Copy the data below exactly.

## [DATA]
━━━━━━━━━━━━━━━━

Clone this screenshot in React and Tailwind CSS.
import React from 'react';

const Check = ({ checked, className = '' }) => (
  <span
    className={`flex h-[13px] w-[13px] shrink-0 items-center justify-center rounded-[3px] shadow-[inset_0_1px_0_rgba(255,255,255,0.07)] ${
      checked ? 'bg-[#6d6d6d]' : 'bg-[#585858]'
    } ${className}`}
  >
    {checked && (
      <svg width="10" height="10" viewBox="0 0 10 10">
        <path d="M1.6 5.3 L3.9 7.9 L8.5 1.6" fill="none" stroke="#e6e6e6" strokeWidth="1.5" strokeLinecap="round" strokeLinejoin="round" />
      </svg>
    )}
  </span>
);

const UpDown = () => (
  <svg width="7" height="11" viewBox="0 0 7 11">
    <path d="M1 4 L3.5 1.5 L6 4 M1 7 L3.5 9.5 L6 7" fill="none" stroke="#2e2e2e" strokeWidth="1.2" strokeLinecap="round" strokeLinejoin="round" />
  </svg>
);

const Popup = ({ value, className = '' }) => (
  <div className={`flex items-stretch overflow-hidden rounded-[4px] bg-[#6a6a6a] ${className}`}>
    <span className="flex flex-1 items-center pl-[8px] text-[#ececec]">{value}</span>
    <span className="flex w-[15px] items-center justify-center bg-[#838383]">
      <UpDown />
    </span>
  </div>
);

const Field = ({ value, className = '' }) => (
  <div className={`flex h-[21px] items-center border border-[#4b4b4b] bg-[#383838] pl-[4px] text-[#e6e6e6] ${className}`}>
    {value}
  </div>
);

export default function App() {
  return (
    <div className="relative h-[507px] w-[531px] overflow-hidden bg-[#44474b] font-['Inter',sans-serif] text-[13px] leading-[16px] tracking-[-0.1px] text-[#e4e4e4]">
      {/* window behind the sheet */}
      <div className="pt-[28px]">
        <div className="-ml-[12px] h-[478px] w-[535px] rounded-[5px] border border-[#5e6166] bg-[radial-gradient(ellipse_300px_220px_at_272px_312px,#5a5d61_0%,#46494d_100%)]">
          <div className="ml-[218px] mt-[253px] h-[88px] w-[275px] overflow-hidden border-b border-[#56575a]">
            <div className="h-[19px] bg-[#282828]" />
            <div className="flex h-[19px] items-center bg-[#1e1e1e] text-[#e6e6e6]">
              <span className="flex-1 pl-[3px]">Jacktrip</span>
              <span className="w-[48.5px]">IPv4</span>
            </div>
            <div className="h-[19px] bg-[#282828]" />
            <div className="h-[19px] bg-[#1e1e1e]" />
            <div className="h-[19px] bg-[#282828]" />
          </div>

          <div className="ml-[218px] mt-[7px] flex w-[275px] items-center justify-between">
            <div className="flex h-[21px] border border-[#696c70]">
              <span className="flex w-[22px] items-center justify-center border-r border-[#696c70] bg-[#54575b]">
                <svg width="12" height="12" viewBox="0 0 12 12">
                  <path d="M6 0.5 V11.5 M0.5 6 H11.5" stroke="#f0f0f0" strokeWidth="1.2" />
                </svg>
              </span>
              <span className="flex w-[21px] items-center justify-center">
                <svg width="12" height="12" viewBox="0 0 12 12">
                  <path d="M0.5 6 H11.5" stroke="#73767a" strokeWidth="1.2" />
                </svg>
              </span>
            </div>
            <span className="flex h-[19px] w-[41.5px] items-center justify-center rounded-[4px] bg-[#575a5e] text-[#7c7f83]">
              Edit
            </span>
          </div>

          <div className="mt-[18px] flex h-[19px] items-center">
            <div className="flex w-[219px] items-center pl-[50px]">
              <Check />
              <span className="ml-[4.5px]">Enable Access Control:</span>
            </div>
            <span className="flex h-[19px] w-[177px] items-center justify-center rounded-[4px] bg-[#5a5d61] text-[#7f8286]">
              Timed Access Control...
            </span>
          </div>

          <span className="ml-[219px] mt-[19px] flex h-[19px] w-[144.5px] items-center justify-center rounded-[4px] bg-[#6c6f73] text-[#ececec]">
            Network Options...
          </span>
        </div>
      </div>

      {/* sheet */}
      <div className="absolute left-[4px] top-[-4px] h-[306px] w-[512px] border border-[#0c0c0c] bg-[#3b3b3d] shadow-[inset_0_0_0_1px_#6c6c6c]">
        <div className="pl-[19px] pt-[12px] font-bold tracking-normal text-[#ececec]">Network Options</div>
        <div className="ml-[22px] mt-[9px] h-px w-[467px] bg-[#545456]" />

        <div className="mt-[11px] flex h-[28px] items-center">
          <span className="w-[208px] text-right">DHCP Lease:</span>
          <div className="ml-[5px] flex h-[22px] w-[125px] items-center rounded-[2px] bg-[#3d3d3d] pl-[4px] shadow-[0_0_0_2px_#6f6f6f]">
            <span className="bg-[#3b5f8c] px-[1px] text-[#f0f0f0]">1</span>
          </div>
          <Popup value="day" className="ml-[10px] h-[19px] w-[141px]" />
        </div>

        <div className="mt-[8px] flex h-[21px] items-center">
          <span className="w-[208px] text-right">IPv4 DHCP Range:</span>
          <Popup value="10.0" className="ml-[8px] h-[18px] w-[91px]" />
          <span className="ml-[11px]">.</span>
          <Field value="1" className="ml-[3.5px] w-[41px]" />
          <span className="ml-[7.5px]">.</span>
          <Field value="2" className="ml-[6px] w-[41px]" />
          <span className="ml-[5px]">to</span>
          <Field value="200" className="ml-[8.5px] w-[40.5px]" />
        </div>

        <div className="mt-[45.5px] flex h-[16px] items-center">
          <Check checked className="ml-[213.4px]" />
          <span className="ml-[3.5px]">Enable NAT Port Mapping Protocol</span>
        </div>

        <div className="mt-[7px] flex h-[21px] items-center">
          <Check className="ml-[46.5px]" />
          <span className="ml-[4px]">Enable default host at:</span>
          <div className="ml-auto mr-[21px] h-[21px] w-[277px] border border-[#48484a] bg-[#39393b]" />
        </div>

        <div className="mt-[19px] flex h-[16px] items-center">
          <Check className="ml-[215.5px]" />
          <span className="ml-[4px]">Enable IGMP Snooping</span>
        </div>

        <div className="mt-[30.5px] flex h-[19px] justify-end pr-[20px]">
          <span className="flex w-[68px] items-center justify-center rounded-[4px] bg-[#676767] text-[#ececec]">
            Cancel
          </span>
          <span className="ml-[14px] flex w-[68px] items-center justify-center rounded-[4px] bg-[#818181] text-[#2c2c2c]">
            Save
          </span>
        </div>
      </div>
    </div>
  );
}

━━━━━━━━━━━━━━━━

## [FINISHED EXERCISE]
Clone this screenshot in React and Tailwind CSS.
import React from 'react';

const Check = ({ checked, className = '' }) => (
  <span
    className={`flex h-[13px] w-[13px] shrink-0 items-center justify-center rounded-[3px] shadow-[inset_0_1px_0_rgba(255,255,255,0.07)] ${
      checked ? 'bg-[#6d6d6d]' : 'bg-[#585858]'
    } ${className}`}
  >
    {checked && (
      <svg width="10" height="10" viewBox="0 0 10 10">
        <path d="M1.6 5.3 L3.9 7.9 L8.5 1.6" fill="none" stroke="#e6e6e6" strokeWidth="1.5" strokeLinecap="round" strokeLinejoin="round" />
      </svg>
    )}
  </span>
);

const UpDown = () => (
  <svg width="7" height="11" viewBox="0 0 7 11">
    <path d="M1 4 L3.5 1.5 L6 4 M1 7 L3.5 9.5 L6 7" fill="none" stroke="#2e2e2e" strokeWidth="1.2" strokeLinecap="round" strokeLinejoin="round" />
  </svg>
);

const Popup = ({ value, className = '' }) => (
  <div className={`flex items-stretch overflow-hidden rounded-[4px] bg-[#6a6a6a] ${className}`}>
    <span className="flex flex-1 items-center pl-[8px] text-[#ececec]">{value}</span>
    <span className="flex w-[15px] items-center justify-center bg-[#838383]">
      <UpDown />
    </span>
  </div>
);

const Field = ({ value, className = '' }) => (
  <div className={`flex h-[21px] items-center border border-[#4b4b4b] bg-[#383838] pl-[4px] text-[#e6e6e6] ${className}`}>
    {value}
  </div>
);

export default function App() {
  return (
    <div className="relative h-[507px] w-[531px] overflow-hidden bg-[#44474b] font-['Inter',sans-serif] text-[13px] leading-[16px] tracking-[-0.1px] text-[#e4e4e4]">
      {/* window behind the sheet */}
      <div className="pt-[28px]">
        <div className="-ml-[12px] h-[478px] w-[535px] rounded-[5px] border border-[#5e6166] bg-[radial-gradient(ellipse_300px_220px_at_272px_312px,#5a5d61_0%,#46494d_100%)]">
          <div className="ml-[218px] mt-[253px] h-[88px] w-[275px] overflow-hidden border-b border-[#56575a]">
            <div className="h-[19px] bg-[#282828]" />
            <div className="flex h-[19px] items-center bg-[#1e1e1e] text-[#e6e6e6]">
              <span className="flex-1 pl-[3px]">Jacktrip</span>
              <span className="w-[48.5px]">IPv4</span>
            </div>
            <div className="h-[19px] bg-[#282828]" />
            <div className="h-[19px] bg-[#1e1e1e]" />
            <div className="h-[19px] bg-[#282828]" />
          </div>

          <div className="ml-[218px] mt-[7px] flex w-[275px] items-center justify-between">
            <div className="flex h-[21px] border border-[#696c70]">
              <span className="flex w-[22px] items-center justify-center border-r border-[#696c70] bg-[#54575b]">
                <svg width="12" height="12" viewBox="0 0 12 12">
                  <path d="M6 0.5 V11.5 M0.5 6 H11.5" stroke="#f0f0f0" strokeWidth="1.2" />
                </svg>
              </span>
              <span className="flex w-[21px] items-center justify-center">
                <svg width="12" height="12" viewBox="0 0 12 12">
                  <path d="M0.5 6 H11.5" stroke="#73767a" strokeWidth="1.2" />
                </svg>
              </span>
            </div>
            <span className="flex h-[19px] w-[41.5px] items-center justify-center rounded-[4px] bg-[#575a5e] text-[#7c7f83]">
              Edit
            </span>
          </div>

          <div className="mt-[18px] flex h-[19px] items-center">
            <div className="flex w-[219px] items-center pl-[50px]">
              <Check />
              <span className="ml-[4.5px]">Enable Access Control:</span>
            </div>
            <span className="flex h-[19px] w-[177px] items-center justify-center rounded-[4px] bg-[#5a5d61] text-[#7f8286]">
              Timed Access Control...
            </span>
          </div>

          <span className="ml-[219px] mt-[19px] flex h-[19px] w-[144.5px] items-center justify-center rounded-[4px] bg-[#6c6f73] text-[#ececec]">
            Network Options...
          </span>
        </div>
      </div>

      {/* sheet */}
      <div className="absolute left-[4px] top-[-4px] h-[306px] w-[512px] border border-[#0c0c0c] bg-[#3b3b3d] shadow-[inset_0_0_0_1px_#6c6c6c]">
        <div className="pl-[19px] pt-[12px] font-bold tracking-normal text-[#ececec]">Network Options</div>
        <div className="ml-[22px] mt-[9px] h-px w-[467px] bg-[#545456]" />

        <div className="mt-[11px] flex h-[28px] items-center">
          <span className="w-[208px] text-right">DHCP Lease:</span>
          <div className="ml-[5px] flex h-[22px] w-[125px] items-center rounded-[2px] bg-[#3d3d3d] pl-[4px] shadow-[0_0_0_2px_#6f6f6f]">
            <span className="bg-[#3b5f8c] px-[1px] text-[#f0f0f0]">1</span>
          </div>
          <Popup value="day" className="ml-[10px] h-[19px] w-[141px]" />
        </div>

        <div className="mt-[8px] flex h-[21px] items-center">
          <span className="w-[208px] text-right">IPv4 DHCP Range:</span>
          <Popup value="10.0" className="ml-[8px] h-[18px] w-[91px]" />
          <span className="ml-[11px]">.</span>
          <Field value="1" className="ml-[3.5px] w-[41px]" />
          <span className="ml-[7.5px]">.</span>
          <Field value="2" className="ml-[6px] w-[41px]" />
          <span className="ml-[5px]">to</span>
          <Field value="200" className="ml-[8.5px] w-[40.5px]" />
        </div>

        <div className="mt-[45.5px] flex h-[16px] items-center">
          <Check checked className="ml-[213.4px]" />
          <span className="ml-[3.5px]">Enable NAT Port Mapping Protocol</span>
        </div>

        <div className="mt-[7px] flex h-[21px] items-center">
          <Check className="ml-[46.5px]" />
          <span className="ml-[4px]">Enable default host at:</span>
          <div className="ml-auto mr-[21px] h-[21px] w-[277px] border border-[#48484a] bg-[#39393b]" />
        </div>

        <div className="mt-[19px] flex h-[16px] items-center">
          <Check className="ml-[215.5px]" />
          <span className="ml-[4px]">Enable IGMP Snooping</span>
        </div>

        <div className="mt-[30.5px] flex h-[19px] justify-end pr-[20px]">
          <span className="flex w-[68px] items-center justify-center rounded-[4px] bg-[#676767] text-[#ececec]">
            Cancel
          </span>
          <span className="ml-[14px] flex w-[68px] items-center justify-center rounded-[4px] bg-[#818181] text-[#2c2c2c]">
            Save
          </span>
        </div>
      </div>
    </div>
  );
}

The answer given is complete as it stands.